Fit curves and distributions

The Fit curves & distributions cards model the distributions or relationships of numerical variables. To create a card, you must select from the following options:

Fit Distribution

../_images/fit-distribution2.png

The Fit Distribution card estimates the parameters of probability distributions for a specified variable in your dataset. The supported distributions are:

  • Beta

  • Exponential

  • Laplace

  • Log-normal

  • Normal

  • Normal mixture

  • Pareto

  • Triangular

  • Weibull

You can select multiple distributions in the card, and Dataiku DSS displays the probability density function, Q-Q plot, goodness of fit metrics, and estimated parameters for each distribution.

2D Fit Distribution

../_images/fit-2d.png

The 2D Fit Distribution card visualizes the density of bivariate distributions by plotting the kernel density estimate (KDE) or the joint normal (Gaussian) distribution. To create the card:

  • Specify values for the X and Y variables

  • Select either “2D KDE” plot or the “Joint Normal” plot

  • If you select the “2D KDE” plot, DSS provides two additional parameters: “X relative bandwidth” and “Y relative bandwidth” (in percentages) with default values. However, you can modify these values to control the smoothness of the KDE plot. Larger values produce smoother plots.

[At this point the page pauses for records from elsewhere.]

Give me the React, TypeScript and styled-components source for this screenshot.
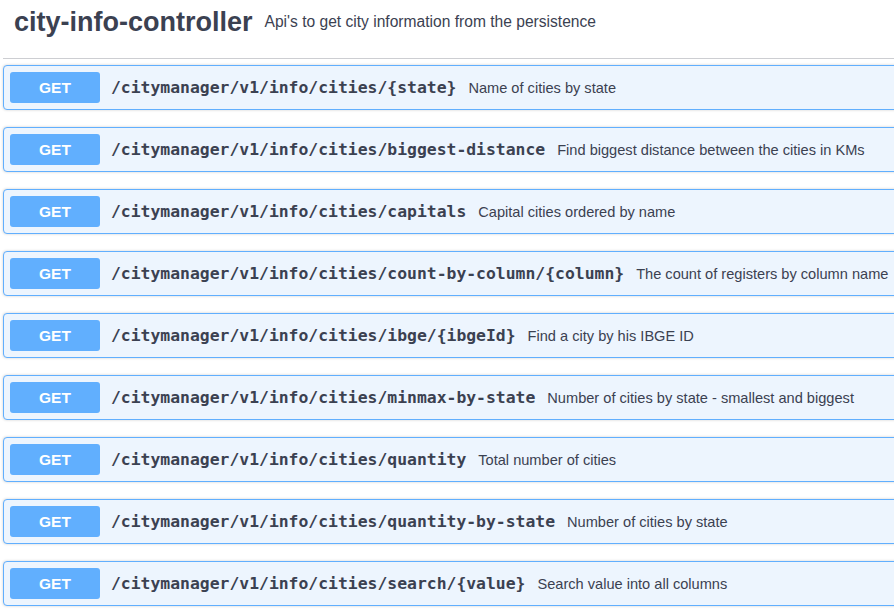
import React from "react";
import styled, { createGlobalStyle } from "styled-components";

const Global = createGlobalStyle`
  html, body { margin: 0; padding: 0; background: #ffffff; overflow: hidden; }
  body { font-family: "Liberation Sans", Arial, sans-serif; color: #3b4151; }
`;

const Page = styled.div`
  width: 1000px;
  padding-left: 3px;
`;

const TagHeader = styled.div`
  display: flex;
  align-items: center;
  padding: 6px 0 20px 11px;
  border-bottom: 1px solid #cdced2;
  margin-bottom: 6px;
`;

const TagTitle = styled.h4`
  margin: 0;
  font-family: "Liberation Sans", Arial, sans-serif;
  font-weight: 700;
  font-size: 27px;
  line-height: 32px;
  color: #3b4151;
`;

const TagDesc = styled.small`
  font-family: "Liberation Sans", Arial, sans-serif;
  font-size: 15.6px;
  color: #3b4151;
  margin-left: 12px;
`;

const OpBlock = styled.div`
  display: flex;
  align-items: center;
  height: 45px;
  box-sizing: border-box;
  padding: 6px 0 6px 6px;
  margin-bottom: 17px;
  border: 1px solid #61affe;
  border-radius: 4px;
  background: #edf5fe;
  box-shadow: 0 0 3px rgba(0, 0, 0, 0.19);
`;

const Method = styled.span`
  display: flex;
  align-items: center;
  justify-content: center;
  width: 90px;
  height: 31px;
  flex: none;
  border-radius: 3px;
  background: #61affe;
  color: #ffffff;
  font-family: "Liberation Sans", Arial, sans-serif;
  font-weight: 700;
  font-size: 15.5px;
`;

const Path = styled.span`
  margin-left: 11px;
  font-family: "DejaVu Sans Mono", monospace;
  font-weight: 700;
  font-size: 16.4px;
  color: #3b4151;
  white-space: nowrap;
`;

const Desc = styled.span`
  margin-left: 12px;
  font-family: "Liberation Sans", Arial, sans-serif;
  font-size: 14.6px;
  color: #3b4151;
  white-space: nowrap;
`;

const ops: [string, string][] = [
  ["/citymanager/v1/info/cities/{state}", "Name of cities by state"],
  ["/citymanager/v1/info/cities/biggest-distance", "Find biggest distance between the cities in KMs"],
  ["/citymanager/v1/info/cities/capitals", "Capital cities ordered by name"],
  ["/citymanager/v1/info/cities/count-by-column/{column}", "The count of registers by column name"],
  ["/citymanager/v1/info/cities/ibge/{ibgeId}", "Find a city by his IBGE ID"],
  ["/citymanager/v1/info/cities/minmax-by-state", "Number of cities by state - smallest and biggest"],
  ["/citymanager/v1/info/cities/quantity", "Total number of cities"],
  ["/citymanager/v1/info/cities/quantity-by-state", "Number of cities by state"],
  ["/citymanager/v1/info/cities/search/{value}", "Search value into all columns"],
];

export default function App() {
  return (
    <>
      <Global />
      <Page>
        <TagHeader>
          <TagTitle>city-info-controller</TagTitle>
          <TagDesc>Api's to get city information from the persistence</TagDesc>
        </TagHeader>
        {ops.map(([p, d]) => (
          <OpBlock key={p}>
            <Method>GET</Method>
            <Path>{p}</Path>
            <Desc>{d}</Desc>
          </OpBlock>
        ))}
      </Page>
    </>
  );
}
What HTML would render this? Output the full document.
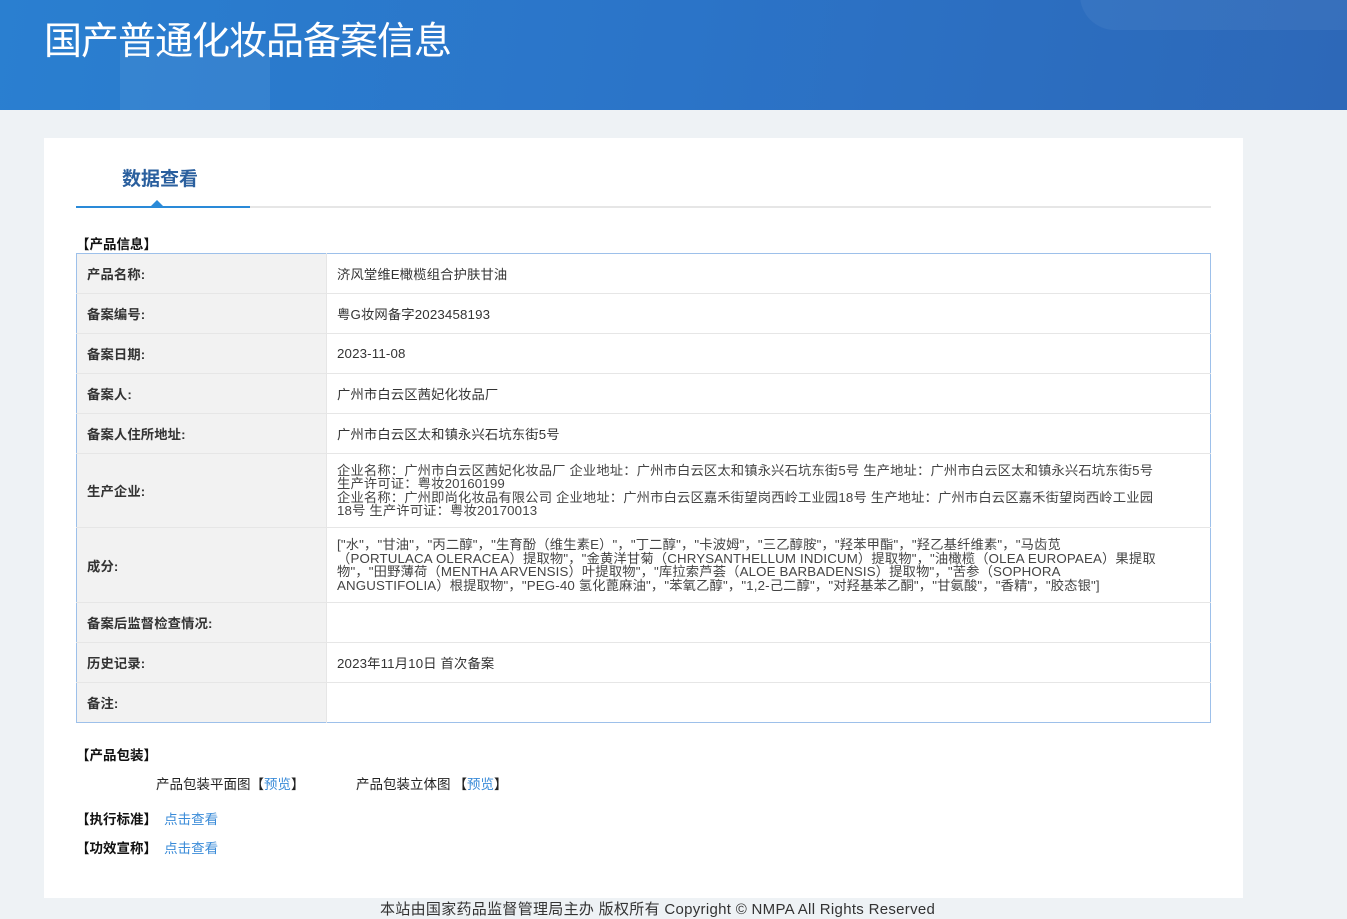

    Note that the “X relative bandwidth” value scales the horizontal KDE bandwidth as a percentage of the standard deviation of variable X. Likewise, the “Y relative bandwidth” scales the vertical KDE bandwidth as a percentage of the standard deviation of variable Y.

Fit curve

../_images/fit-curve.png

The Fit Curve card models the relationship between two variables by creating one or more fit curves. To create the card:

  • Specify values for the X and Y variables

  • Specify the “Curve Type” as Polynomial or Isotonic

  • If you select a Polynomial curve, then you must provide an integer value for an additional parameter, “Degree”, which specifies the degree of the polynomial.